**GIVEN TASK**: Write out the material again exactly, please, and omit the pictures.

**DATASET SECTION**:
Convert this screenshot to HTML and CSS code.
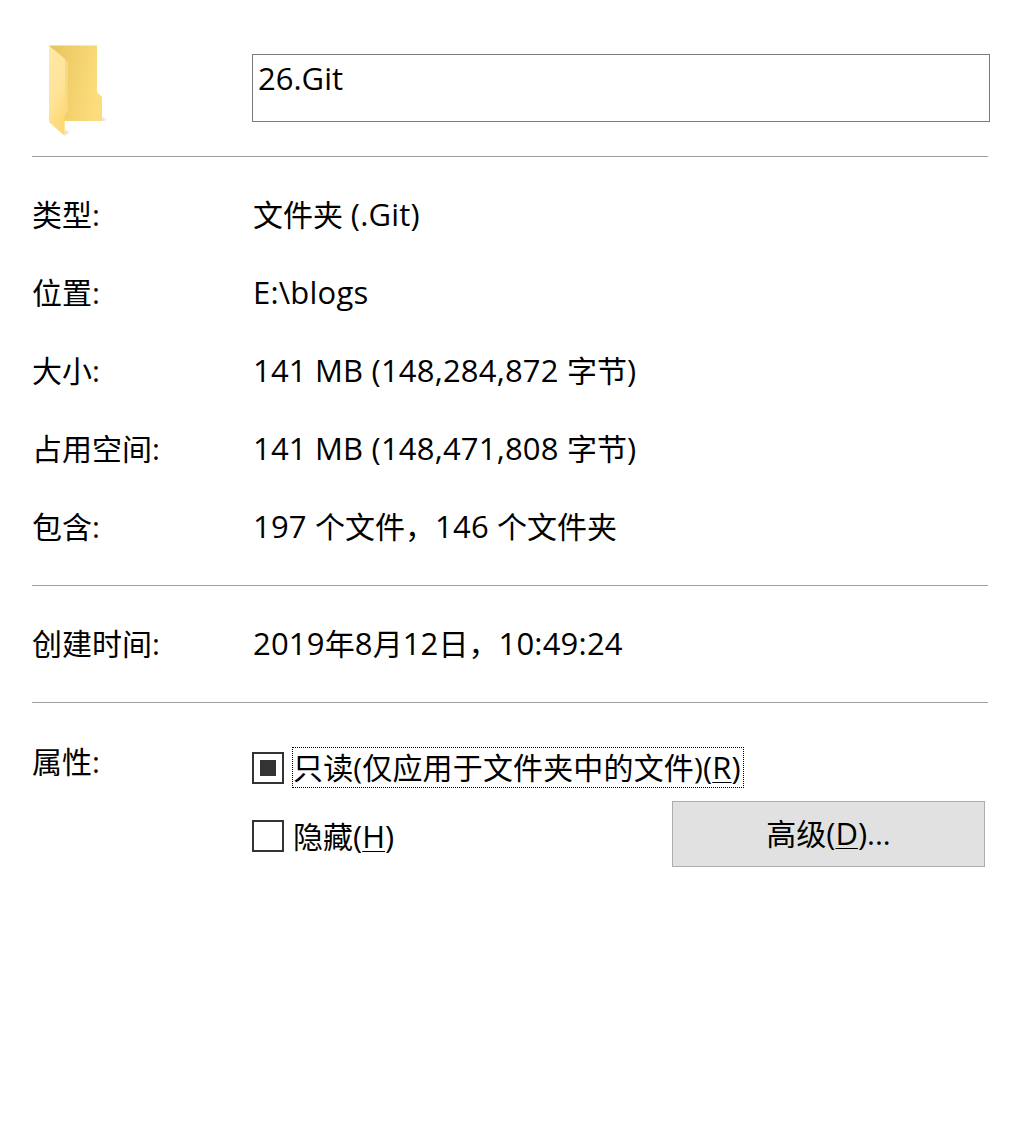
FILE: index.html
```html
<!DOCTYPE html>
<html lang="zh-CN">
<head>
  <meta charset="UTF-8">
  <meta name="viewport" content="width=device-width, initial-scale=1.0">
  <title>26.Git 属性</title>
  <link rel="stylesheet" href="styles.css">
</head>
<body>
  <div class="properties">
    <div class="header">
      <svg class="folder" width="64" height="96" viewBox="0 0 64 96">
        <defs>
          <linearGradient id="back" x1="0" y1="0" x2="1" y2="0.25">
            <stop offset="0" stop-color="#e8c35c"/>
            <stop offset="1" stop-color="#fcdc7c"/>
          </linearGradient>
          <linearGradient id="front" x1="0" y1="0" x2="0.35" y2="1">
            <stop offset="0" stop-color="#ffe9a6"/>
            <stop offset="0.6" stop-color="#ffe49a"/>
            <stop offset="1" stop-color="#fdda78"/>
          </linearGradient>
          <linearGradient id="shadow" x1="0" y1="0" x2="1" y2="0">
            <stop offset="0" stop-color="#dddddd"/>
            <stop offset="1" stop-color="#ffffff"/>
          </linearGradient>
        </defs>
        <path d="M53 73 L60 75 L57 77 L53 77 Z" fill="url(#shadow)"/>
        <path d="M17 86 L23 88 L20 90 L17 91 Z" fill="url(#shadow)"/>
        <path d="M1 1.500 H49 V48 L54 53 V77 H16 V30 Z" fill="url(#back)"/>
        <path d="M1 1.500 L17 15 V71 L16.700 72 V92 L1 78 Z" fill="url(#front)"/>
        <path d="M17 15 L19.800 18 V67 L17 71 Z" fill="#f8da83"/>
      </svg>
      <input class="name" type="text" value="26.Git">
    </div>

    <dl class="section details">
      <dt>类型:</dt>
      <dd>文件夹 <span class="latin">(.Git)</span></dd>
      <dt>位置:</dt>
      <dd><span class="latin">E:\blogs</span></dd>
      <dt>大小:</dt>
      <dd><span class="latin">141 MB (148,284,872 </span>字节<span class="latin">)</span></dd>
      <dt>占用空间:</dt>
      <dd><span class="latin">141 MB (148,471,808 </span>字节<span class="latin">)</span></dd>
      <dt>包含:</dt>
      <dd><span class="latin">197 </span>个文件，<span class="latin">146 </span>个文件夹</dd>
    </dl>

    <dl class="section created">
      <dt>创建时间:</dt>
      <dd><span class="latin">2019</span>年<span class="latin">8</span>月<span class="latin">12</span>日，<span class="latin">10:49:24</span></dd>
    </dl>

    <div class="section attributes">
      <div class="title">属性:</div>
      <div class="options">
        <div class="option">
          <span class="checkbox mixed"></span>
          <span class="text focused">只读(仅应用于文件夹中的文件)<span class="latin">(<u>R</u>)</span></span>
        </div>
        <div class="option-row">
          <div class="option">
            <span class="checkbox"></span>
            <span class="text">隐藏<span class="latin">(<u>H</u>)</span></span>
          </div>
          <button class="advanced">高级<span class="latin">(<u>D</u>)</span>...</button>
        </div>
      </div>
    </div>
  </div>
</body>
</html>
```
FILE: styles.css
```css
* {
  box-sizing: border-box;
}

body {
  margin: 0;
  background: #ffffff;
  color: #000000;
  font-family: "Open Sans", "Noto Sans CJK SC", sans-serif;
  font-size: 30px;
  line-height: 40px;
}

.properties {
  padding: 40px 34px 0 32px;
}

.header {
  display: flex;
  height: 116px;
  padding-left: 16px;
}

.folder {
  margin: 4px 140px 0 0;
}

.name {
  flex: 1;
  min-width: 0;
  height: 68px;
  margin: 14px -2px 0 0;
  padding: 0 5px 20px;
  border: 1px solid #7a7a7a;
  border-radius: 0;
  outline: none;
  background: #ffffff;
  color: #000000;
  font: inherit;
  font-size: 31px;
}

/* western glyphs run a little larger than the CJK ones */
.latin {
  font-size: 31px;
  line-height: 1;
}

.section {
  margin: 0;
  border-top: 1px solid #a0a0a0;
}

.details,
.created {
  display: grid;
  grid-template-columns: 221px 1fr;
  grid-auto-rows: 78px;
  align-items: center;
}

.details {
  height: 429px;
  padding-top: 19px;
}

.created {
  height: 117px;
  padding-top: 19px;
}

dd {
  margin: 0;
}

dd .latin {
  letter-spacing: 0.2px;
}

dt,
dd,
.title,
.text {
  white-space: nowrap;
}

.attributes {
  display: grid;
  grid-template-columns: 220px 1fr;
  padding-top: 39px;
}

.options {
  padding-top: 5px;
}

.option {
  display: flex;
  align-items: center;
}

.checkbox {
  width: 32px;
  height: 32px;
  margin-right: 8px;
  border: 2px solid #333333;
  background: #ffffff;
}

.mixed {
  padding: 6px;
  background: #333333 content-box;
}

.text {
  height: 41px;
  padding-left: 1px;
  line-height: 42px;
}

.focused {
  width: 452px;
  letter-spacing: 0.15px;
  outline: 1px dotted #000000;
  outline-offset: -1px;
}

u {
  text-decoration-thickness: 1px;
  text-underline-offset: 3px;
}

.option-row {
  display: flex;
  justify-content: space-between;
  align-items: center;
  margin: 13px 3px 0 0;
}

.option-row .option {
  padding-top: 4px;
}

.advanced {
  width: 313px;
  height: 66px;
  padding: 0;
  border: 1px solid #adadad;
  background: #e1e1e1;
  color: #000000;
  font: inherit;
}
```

**TASK RESULT**:
Convert this screenshot to HTML and CSS code.
FILE: index.html
```html
<!DOCTYPE html>
<html lang="zh-CN">
<head>
  <meta charset="UTF-8">
  <meta name="viewport" content="width=device-width, initial-scale=1.0">
  <title>26.Git 属性</title>
  <link rel="stylesheet" href="styles.css">
</head>
<body>
  <div class="properties">
    <div class="header">
      <svg class="folder" width="64" height="96" viewBox="0 0 64 96">
        <defs>
          <linearGradient id="back" x1="0" y1="0" x2="1" y2="0.25">
            <stop offset="0" stop-color="#e8c35c"/>
            <stop offset="1" stop-color="#fcdc7c"/>
          </linearGradient>
          <linearGradient id="front" x1="0" y1="0" x2="0.35" y2="1">
            <stop offset="0" stop-color="#ffe9a6"/>
            <stop offset="0.6" stop-color="#ffe49a"/>
            <stop offset="1" stop-color="#fdda78"/>
          </linearGradient>
          <linearGradient id="shadow" x1="0" y1="0" x2="1" y2="0">
            <stop offset="0" stop-color="#dddddd"/>
            <stop offset="1" stop-color="#ffffff"/>
          </linearGradient>
        </defs>
        <path d="M53 73 L60 75 L57 77 L53 77 Z" fill="url(#shadow)"/>
        <path d="M17 86 L23 88 L20 90 L17 91 Z" fill="url(#shadow)"/>
        <path d="M1 1.500 H49 V48 L54 53 V77 H16 V30 Z" fill="url(#back)"/>
        <path d="M1 1.500 L17 15 V71 L16.700 72 V92 L1 78 Z" fill="url(#front)"/>
        <path d="M17 15 L19.800 18 V67 L17 71 Z" fill="#f8da83"/>
      </svg>
      <input class="name" type="text" value="26.Git">
    </div>

    <dl class="section details">
      <dt>类型:</dt>
      <dd>文件夹 <span class="latin">(.Git)</span></dd>
      <dt>位置:</dt>
      <dd><span class="latin">E:\blogs</span></dd>
      <dt>大小:</dt>
      <dd><span class="latin">141 MB (148,284,872 </span>字节<span class="latin">)</span></dd>
      <dt>占用空间:</dt>
      <dd><span class="latin">141 MB (148,471,808 </span>字节<span class="latin">)</span></dd>
      <dt>包含:</dt>
      <dd><span class="latin">197 </span>个文件，<span class="latin">146 </span>个文件夹</dd>
    </dl>

    <dl class="section created">
      <dt>创建时间:</dt>
      <dd><span class="latin">2019</span>年<span class="latin">8</span>月<span class="latin">12</span>日，<span class="latin">10:49:24</span></dd>
    </dl>

    <div class="section attributes">
      <div class="title">属性:</div>
      <div class="options">
        <div class="option">
          <span class="checkbox mixed"></span>
          <span class="text focused">只读(仅应用于文件夹中的文件)<span class="latin">(<u>R</u>)</span></span>
        </div>
        <div class="option-row">
          <div class="option">
            <span class="checkbox"></span>
            <span class="text">隐藏<span class="latin">(<u>H</u>)</span></span>
          </div>
          <button class="advanced">高级<span class="latin">(<u>D</u>)</span>...</button>
        </div>
      </div>
    </div>
  </div>
</body>
</html>
```
FILE: styles.css
```css
* {
  box-sizing: border-box;
}

body {
  margin: 0;
  background: #ffffff;
  color: #000000;
  font-family: "Open Sans", "Noto Sans CJK SC", sans-serif;
  font-size: 30px;
  line-height: 40px;
}

.properties {
  padding: 40px 34px 0 32px;
}

.header {
  display: flex;
  height: 116px;
  padding-left: 16px;
}

.folder {
  margin: 4px 140px 0 0;
}

.name {
  flex: 1;
  min-width: 0;
  height: 68px;
  margin: 14px -2px 0 0;
  padding: 0 5px 20px;
  border: 1px solid #7a7a7a;
  border-radius: 0;
  outline: none;
  background: #ffffff;
  color: #000000;
  font: inherit;
  font-size: 31px;
}

/* western glyphs run a little larger than the CJK ones */
.latin {
  font-size: 31px;
  line-height: 1;
}

.section {
  margin: 0;
  border-top: 1px solid #a0a0a0;
}

.details,
.created {
  display: grid;
  grid-template-columns: 221px 1fr;
  grid-auto-rows: 78px;
  align-items: center;
}

.details {
  height: 429px;
  padding-top: 19px;
}

.created {
  height: 117px;
  padding-top: 19px;
}

dd {
  margin: 0;
}

dd .latin {
  letter-spacing: 0.2px;
}

dt,
dd,
.title,
.text {
  white-space: nowrap;
}

.attributes {
  display: grid;
  grid-template-columns: 220px 1fr;
  padding-top: 39px;
}

.options {
  padding-top: 5px;
}

.option {
  display: flex;
  align-items: center;
}

.checkbox {
  width: 32px;
  height: 32px;
  margin-right: 8px;
  border: 2px solid #333333;
  background: #ffffff;
}

.mixed {
  padding: 6px;
  background: #333333 content-box;
}

.text {
  height: 41px;
  padding-left: 1px;
  line-height: 42px;
}

.focused {
  width: 452px;
  letter-spacing: 0.15px;
  outline: 1px dotted #000000;
  outline-offset: -1px;
}

u {
  text-decoration-thickness: 1px;
  text-underline-offset: 3px;
}

.option-row {
  display: flex;
  justify-content: space-between;
  align-items: center;
  margin: 13px 3px 0 0;
}

.option-row .option {
  padding-top: 4px;
}

.advanced {
  width: 313px;
  height: 66px;
  padding: 0;
  border: 1px solid #adadad;
  background: #e1e1e1;
  color: #000000;
  font: inherit;
}
```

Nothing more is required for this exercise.